My conclusion is hence that any Article 50 extension would have to be either a couple of weeks, or – more likely – for months and months, well beyond the European elections. If you are going to extend past the EP elections, then better give yourselves some proper time for negotiations, not just make another negotiation cliff edge sometime in autumn 2019.
But that means organising a European Election in the UK.
This is not as hard as you might think.
The UK has a history of calling snap elections. The 2017 General Election in the UK was all organised within 7 weeks and 2 days. 7 weeks and 2 days ahead of 24 May 2019… is 3 April. After the timetabled Brexit day. The UK’s Electoral Commission has already also set aside a budget to organise such a vote, much to the chagrin of some Brexiters. So no problem UK side. Likewise parties had to scramble for candidates in 2017 – so would also be the case here. But finding people ready to run (not least from among the ranks of Remain people, and among EU-sceptics) would not be hard.
Likewise on the EU side the administrative hurdles are not too onerous. The rules that reallocated the UK’s MEPs to other countries make it explicit that these changes only happen if and when the UK leaves the EU. Page 7 of this Decision (PDF), the important part here:
We also have precedent for changing the composition of the European Parliament during a parliamentary term.
Ratification of the Treaty of Lisbon (that enlarged the European Parliament to 751 MEPs) was delayed due to the second referendum in Ireland. That meant that the extra 18 MEPs were only able to take up their seats on 1 December 2011, 2 years and 7 months after the 2009 European Parliament elections. This article explained how it all worked out.
The same could work for UK MEPs in the European Parliament post-2019. Elect the 73 MEPs for the UK, and those MEPs would then sit until the date that the UK leaves the EU. And then when the UK leaves and the UK MEPs leave the parliament, the extra MEPs from other Member States (Netherlands gets 3 more, Ireland 2 more etc. – all explained here) would then step in.
I have also heard the argument made that such an election in the UK would result in a whole slew of EU-sceptics and the populist right entering the European Parliament from the UK, and hence such an election should not happen.
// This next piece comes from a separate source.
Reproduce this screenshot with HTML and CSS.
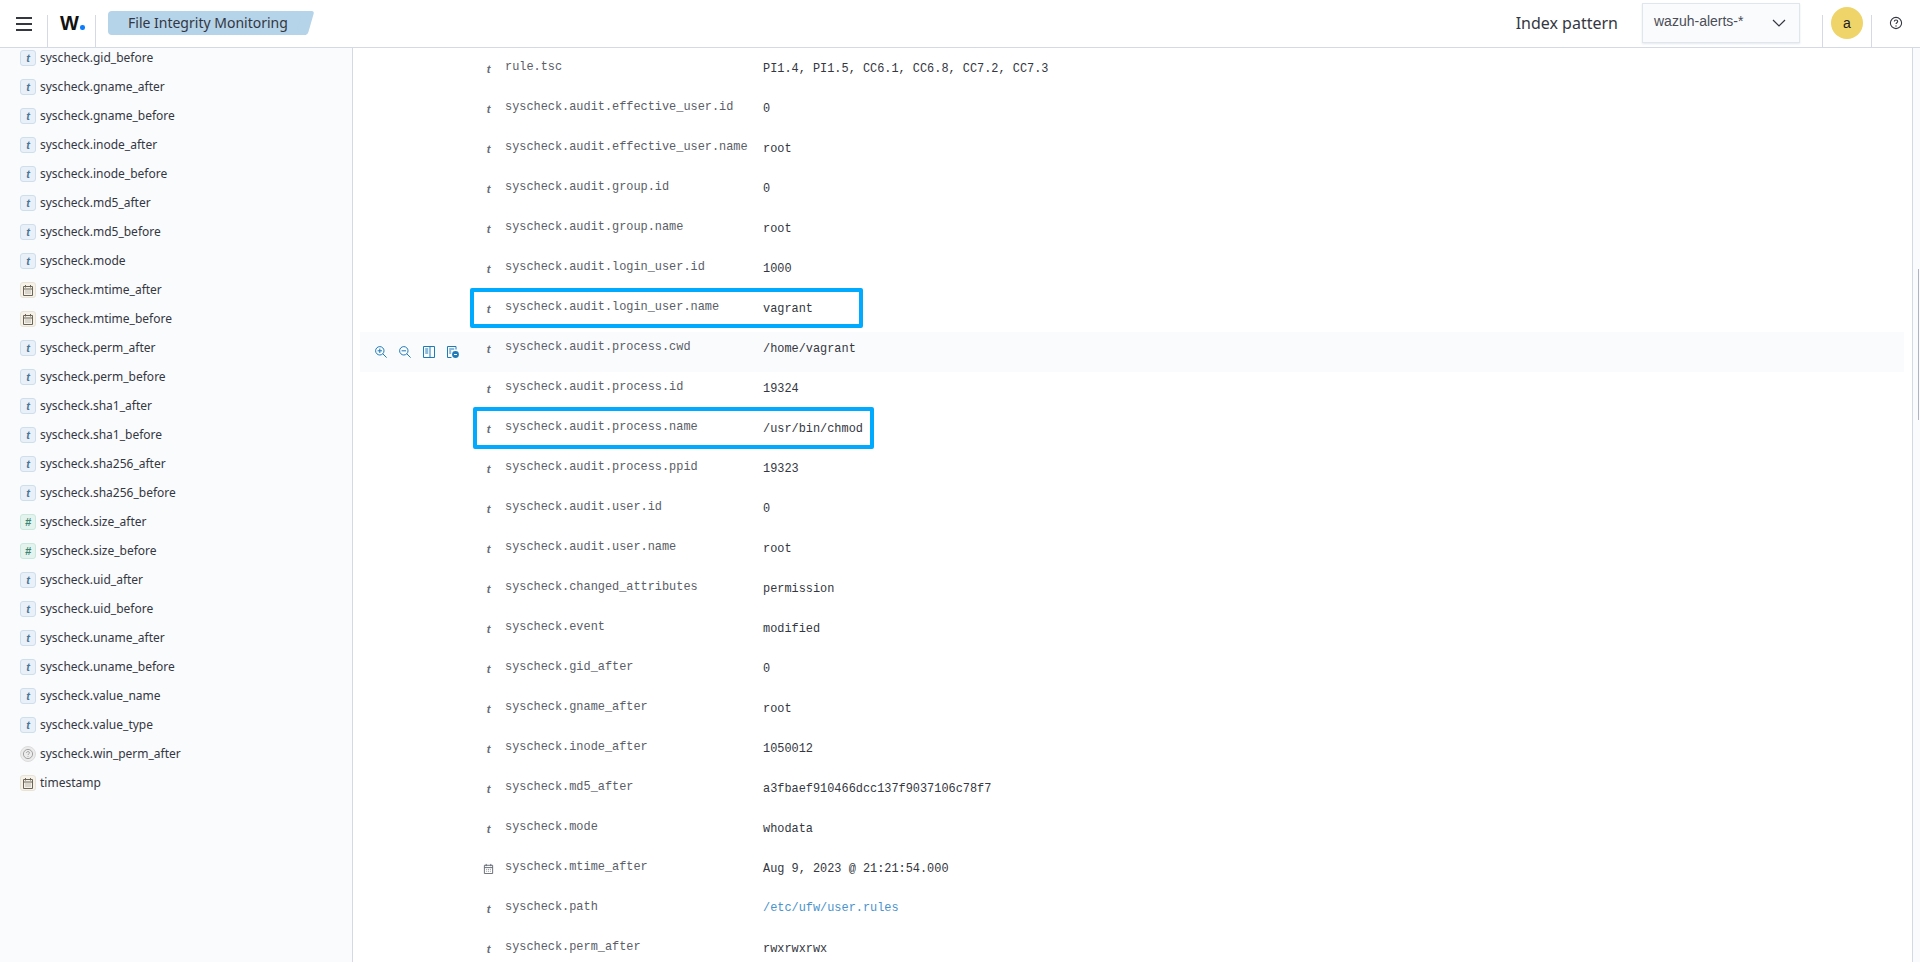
FILE: index.html
```html
<!DOCTYPE html>
<html lang="en">
<head>
<meta charset="utf-8">
<title>File Integrity Monitoring</title>
<link rel="stylesheet" href="styles.css">
</head>
<body>
<svg class="defs" width="0" height="0" aria-hidden="true">
  <symbol id="cal" viewBox="0 0 12 12">
    <path d="M1.5 2.5h9v9h-9zM1.5 5h9M3.5 1v2.5M8.5 1v2.5" fill="none" stroke="currentColor"/>
    <path d="M3.5 7h1M5.5 7h1M7.5 7h1M3.5 9h1M5.5 9h1M7.5 9h1" fill="none" stroke="currentColor" stroke-width=".8"/>
  </symbol>
</svg>
<header class="topbar">
  <button class="burger" aria-label="Menu"><span></span><span></span><span></span></button>
  <div class="logo-cell"><span class="logo">W<i class="logo-dot"></i></span></div>
  <div class="crumb">File Integrity Monitoring</div>
  <div class="top-right">
    <span class="ip-label">Index pattern</span>
    <div class="ip-select">
      <span>wazuh-alerts-*</span>
      <svg class="chev" width="14" height="8" viewBox="0 0 14 8"><path d="M1 1l6 6 6-6" fill="none" stroke="#343741" stroke-width="1.2"/></svg>
    </div>
    <div class="avatar-cell"><span class="avatar">a</span></div>
    <div class="help-cell">
      <svg width="14" height="14" viewBox="0 0 14 14"><circle cx="7" cy="7" r="5.6" fill="none" stroke="#343741" stroke-width="1.1"/><path d="M5.3 5.6c0-1 .8-1.6 1.7-1.6s1.7.6 1.7 1.5c0 1.2-1.7 1.3-1.7 2.6" fill="none" stroke="#343741" stroke-width="1.1"/><circle cx="7" cy="10" r=".7" fill="#343741"/></svg>
    </div>
  </div>
</header>
<div class="body-row">
  <aside class="sidebar">
    <ul class="fields">
      <li class="field"><span class="badge b-t">t</span>syscheck.gid_before</li>
      <li class="field"><span class="badge b-t">t</span>syscheck.gname_after</li>
      <li class="field"><span class="badge b-t">t</span>syscheck.gname_before</li>
      <li class="field"><span class="badge b-t">t</span>syscheck.inode_after</li>
      <li class="field"><span class="badge b-t">t</span>syscheck.inode_before</li>
      <li class="field"><span class="badge b-t">t</span>syscheck.md5_after</li>
      <li class="field"><span class="badge b-t">t</span>syscheck.md5_before</li>
      <li class="field"><span class="badge b-t">t</span>syscheck.mode</li>
      <li class="field"><span class="badge b-d"><svg width="12" height="12"><use href="#cal"/></svg></span>syscheck.mtime_after</li>
      <li class="field"><span class="badge b-d"><svg width="12" height="12"><use href="#cal"/></svg></span>syscheck.mtime_before</li>
      <li class="field"><span class="badge b-t">t</span>syscheck.perm_after</li>
      <li class="field"><span class="badge b-t">t</span>syscheck.perm_before</li>
      <li class="field"><span class="badge b-t">t</span>syscheck.sha1_after</li>
      <li class="field"><span class="badge b-t">t</span>syscheck.sha1_before</li>
      <li class="field"><span class="badge b-t">t</span>syscheck.sha256_after</li>
      <li class="field"><span class="badge b-t">t</span>syscheck.sha256_before</li>
      <li class="field"><span class="badge b-n">#</span>syscheck.size_after</li>
      <li class="field"><span class="badge b-n">#</span>syscheck.size_before</li>
      <li class="field"><span class="badge b-t">t</span>syscheck.uid_after</li>
      <li class="field"><span class="badge b-t">t</span>syscheck.uid_before</li>
      <li class="field"><span class="badge b-t">t</span>syscheck.uname_after</li>
      <li class="field"><span class="badge b-t">t</span>syscheck.uname_before</li>
      <li class="field"><span class="badge b-t">t</span>syscheck.value_name</li>
      <li class="field"><span class="badge b-t">t</span>syscheck.value_type</li>
      <li class="field"><span class="badge b-u"><svg width="12" height="12" viewBox="0 0 12 12"><circle cx="6" cy="6" r="4.6" fill="none" stroke="#8f8f8f" stroke-width=".8"/><path d="M4.5 4.9c0-.9.7-1.3 1.5-1.3s1.5.4 1.5 1.2c0 1-1.5 1.1-1.5 2.2M6 8v.8" fill="none" stroke="#8f8f8f" stroke-width=".8"/></svg></span>syscheck.win_perm_after</li>
      <li class="field"><span class="badge b-d"><svg width="12" height="12"><use href="#cal"/></svg></span>timestamp</li>
    </ul>
  </aside>
  <main class="doc">
    <div class="row"><span></span><span class="ty">t</span><span class="key">rule.tsc</span><span class="val">PI1.4, PI1.5, CC6.1, CC6.8, CC7.2, CC7.3</span></div>
    <div class="row"><span></span><span class="ty">t</span><span class="key">syscheck.audit.effective_user.id</span><span class="val">0</span></div>
    <div class="row"><span></span><span class="ty">t</span><span class="key">syscheck.audit.effective_user.name</span><span class="val">root</span></div>
    <div class="row"><span></span><span class="ty">t</span><span class="key">syscheck.audit.group.id</span><span class="val">0</span></div>
    <div class="row"><span></span><span class="ty">t</span><span class="key">syscheck.audit.group.name</span><span class="val">root</span></div>
    <div class="row"><span></span><span class="ty">t</span><span class="key">syscheck.audit.login_user.id</span><span class="val">1000</span></div>
    <div class="row"><span></span><span class="ty">t</span><span class="key">syscheck.audit.login_user.name</span><span class="val">vagrant</span><div class="mark mark-a"></div></div>
    <div class="row row-hover">
      <span class="acts">
        <svg width="12" height="12" viewBox="0 0 12 12"><circle cx="4.8" cy="4.8" r="4.2" fill="none" stroke="#1f7ab8"/><path d="M7.8 7.8L11.6 11.6M2.6 4.8h4.4M4.8 2.6v4.4" fill="none" stroke="#1f7ab8"/></svg>
        <svg width="12" height="12" viewBox="0 0 12 12"><circle cx="4.8" cy="4.8" r="4.2" fill="none" stroke="#1f7ab8"/><path d="M7.8 7.8L11.6 11.6M2.6 4.8h4.4" fill="none" stroke="#1f7ab8"/></svg>
        <svg width="12" height="12" viewBox="0 0 12 12"><path d="M.5.5h11v11H.5zM7 .5v11M2.2 3h3M2.2 5h3M2.2 7h3" fill="none" stroke="#1f7ab8"/></svg>
        <svg width="12" height="12" viewBox="0 0 12 12"><path d="M.5.5h8.5v3M.5.5v11h4M2.2 3h5M2.2 5h2M2.2 7h2" fill="none" stroke="#1f7ab8"/><circle cx="8.5" cy="8.5" r="3.4" fill="#1f7ab8"/><path d="M7 8.5h3" stroke="#fff"/></svg>
      </span>
      <span class="ty">t</span><span class="key">syscheck.audit.process.cwd</span><span class="val">/home/vagrant</span>
    </div>
    <div class="row"><span></span><span class="ty">t</span><span class="key">syscheck.audit.process.id</span><span class="val">19324</span></div>
    <div class="row"><span></span><span class="ty">t</span><span class="key">syscheck.audit.process.name</span><span class="val">/usr/bin/chmod</span><div class="mark mark-b"></div></div>
    <div class="row"><span></span><span class="ty">t</span><span class="key">syscheck.audit.process.ppid</span><span class="val">19323</span></div>
    <div class="row"><span></span><span class="ty">t</span><span class="key">syscheck.audit.user.id</span><span class="val">0</span></div>
    <div class="row"><span></span><span class="ty">t</span><span class="key">syscheck.audit.user.name</span><span class="val">root</span></div>
    <div class="row"><span></span><span class="ty">t</span><span class="key">syscheck.changed_attributes</span><span class="val">permission</span></div>
    <div class="row"><span></span><span class="ty">t</span><span class="key">syscheck.event</span><span class="val">modified</span></div>
    <div class="row"><span></span><span class="ty">t</span><span class="key">syscheck.gid_after</span><span class="val">0</span></div>
    <div class="row"><span></span><span class="ty">t</span><span class="key">syscheck.gname_after</span><span class="val">root</span></div>
    <div class="row"><span></span><span class="ty">t</span><span class="key">syscheck.inode_after</span><span class="val">1050012</span></div>
    <div class="row"><span></span><span class="ty">t</span><span class="key">syscheck.md5_after</span><span class="val">a3fbaef910466dcc137f9037106c78f7</span></div>
    <div class="row"><span></span><span class="ty">t</span><span class="key">syscheck.mode</span><span class="val">whodata</span></div>
    <div class="row"><span></span><span class="ty ty-d"><svg width="11" height="11"><use href="#cal"/></svg></span><span class="key">syscheck.mtime_after</span><span class="val">Aug 9, 2023 @ 21:21:54.000</span></div>
    <div class="row"><span></span><span class="ty">t</span><span class="key">syscheck.path</span><span class="val val-link">/etc/ufw/user.rules</span></div>
    <div class="row"><span></span><span class="ty">t</span><span class="key">syscheck.perm_after</span><span class="val">rwxrwxrwx</span></div>
  </main>
  <div class="rail"><span class="thumb"></span></div>
</div>
</body>
</html>
```
FILE: styles.css
```css
* { box-sizing: border-box; }
html, body { margin: 0; height: 100%; overflow: hidden; background: #fff; }
body { display: flex; flex-direction: column; font-family: "Noto Sans", sans-serif; color: #343741; }
.defs { position: absolute; }

.topbar { flex: 0 0 48px; display: flex; align-items: stretch; border-bottom: 1px solid #d3dae6; background: #fff; }
.burger { width: 48px; padding: 2px 15px 0 16px; margin-top: 15px; background: none; border: 0; border-right: 1px solid #d3dae6; display: flex; flex-direction: column; justify-content: flex-start; gap: 4px; }
.burger span { display: block; height: 2px; background: #343741; }
.logo-cell { width: 48px; margin-top: 15px; border-right: 1px solid #d3dae6; padding-left: 12px; }
.logo { display: block; font: 700 20px/20px "Liberation Sans", sans-serif; color: #111; margin-top: -2px; position: relative; }
.logo-dot { position: absolute; left: 20px; top: 12px; width: 4.5px; height: 4.5px; border-radius: 50%; background: #0a7cff; }
.crumb { position: relative; isolation: isolate; margin: 11px 0 0 12px; height: 24px; width: 198px; padding-left: 20px; background: #b5d3e9; border-radius: 4px 0 0 4px; font-size: 14px; line-height: 23px; color: #343741; white-space: nowrap; }
.crumb::after { content: ""; position: absolute; right: -5px; top: 0; bottom: 0; width: 12px; background: #b5d3e9; border-radius: 0 3px 3px 0; transform: skewX(-16deg); z-index: -1; }
.top-right { margin-left: auto; display: flex; align-items: stretch; }
.ip-label { font-size: 16px; line-height: 46px; margin-right: 24px; color: #343741; }
.ip-select { width: 158px; height: 40px; margin-top: 3px; padding: 0 13px 0 11px; display: flex; align-items: center; justify-content: space-between; background: #fafbfd; border: 1px solid #e0e5ee; box-shadow: 0 1px 2px rgba(152,162,179,.25); font: 14px "Liberation Sans", sans-serif; color: #4a4d57; }
.ip-select span { margin-top: -4px; }
.avatar-cell { width: 50px; margin: 15px 0 0 22px; border-left: 1px solid #d3dae6; border-right: 1px solid #d3dae6; position: relative; }
.avatar { position: absolute; left: 8px; top: -8px; width: 32px; height: 32px; border-radius: 50%; background: #efd469; font: 14px/32px "Liberation Sans", sans-serif; text-align: center; color: #1a1c21; }
.help-cell { width: 48px; display: flex; justify-content: center; padding: 16px 2px 0 1px; }

.body-row { flex: 1; min-height: 0; display: flex; }
.sidebar { flex: 0 0 353px; background: #fafbfd; border-right: 1px solid #d3dae6; overflow: hidden; }
.fields { list-style: none; margin: -5px 0 0; padding: 0 0 0 20px; }
.field { height: 29px; display: flex; align-items: center; gap: 4px; font-size: 12px; color: #343741; white-space: nowrap; }
.badge { flex: 0 0 16px; height: 16px; border-radius: 3px; border: 1px solid; display: flex; align-items: center; justify-content: center; font: italic 700 11px/14px "Liberation Sans", sans-serif; }
.b-t { background: #e9f0f8; border-color: #cfdeec; color: #4a7496; }
.b-n { background: #e4f3ee; border-color: #cae8de; color: #3b8570; }
.b-d { background: #f6f2ea; border-color: #e9e3d5; color: #6b6558; }
.b-u { background: #ececec; border-color: #dcdcdc; border-radius: 50%; }

.doc { flex: 1; min-width: 0; padding: 4px 8px 0 7px; overflow: hidden; }
.row { position: relative; height: 40px; display: grid; grid-template-columns: 112px 33px 258px 1fr; font: 11.9px/14px "Liberation Mono", monospace; }
.row-hover { background: #fafbfd; }
.acts { display: flex; gap: 12px; padding: 14px 0 0 15px; }
.ty { padding-top: 10px; text-align: center; font: italic 700 11px/14px "Liberation Sans", sans-serif; color: #666b75; }
.ty-d { color: #5f6570; padding-top: 11px; }
.key { padding-top: 8px; color: #5a5e68; white-space: nowrap; }
.val { padding-top: 9.5px; color: #343741; white-space: nowrap; }
.val-link { padding-top: 8.5px; color: #4a93cc; }
.mark { position: absolute; border: 4px solid #00aaff; border-radius: 2px; pointer-events: none; }
.mark-a { left: 110px; top: -4px; width: 393px; height: 40px; }
.mark-b { left: 113px; top: -5px; width: 401px; height: 42px; }

.rail { flex: 0 0 8px; position: relative; background: #fafbfd; border-left: 1px solid #d3dae6; }
.thumb { position: absolute; right: 1px; top: 221px; width: 1.5px; height: 151px; background: #b0b3c2; }
```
This argument I find ridiculous.
If the British people are still EU Citizens on the day of the European Elections it is obvious that they should have the right to vote in the European Election, and it is the choice of those voting who they choose to represent them (this is what happened in 2014). During the Article 50 period the UK is still a Member State of the European Union, and not holding a European Election in a Member State of the European Union would be a democratic scandal.
The same would then happen in the European Commission – the UK would get a Commissioner up until the day that it leaves the European Union. The successor to Julian King would be chosen in the autumn of 2019 if the UK is still in the EU at this point.
So, to conclude: it would no doubt be an unusual election in the UK in May 2019. But the organisational hurdles in the way of such an election are relatively easy to surmount (and they are nothing in comparison to those a No Deal Brexit throws up), and if the UK is still in the EU on 24th May 2019 then not organising an election there would be unacceptable from a democratic standpoint.
[UPDATE 22.10.2018, 1430]
This posted prompted an interesting follow up debate on Twitter, with this being the most interesting part. A derogation under Article 22 from holding an EP election in the UK might be proportionate if Brexit were certain to happen, but had not happened, on the day of the EP elections. I think the conclusion of this would be that, if necessary, some technicalities could be solved still after election day, but these would need to be relatively minor. With this caveat I think the essence of this blog post nevertheless still stands.
About the update: Article 22(2) TFEU is not about the right to participate in EP elections as such but the right to equal treatment regarding EP elections (i.e. EU citizens have the right to vote and to run as a candidate in the same conditions as nationals). Therefore, I do not think this provision allows to postpone elections themselves.
Negotiating “all major decisions in the transition period” was always the plan since 2016.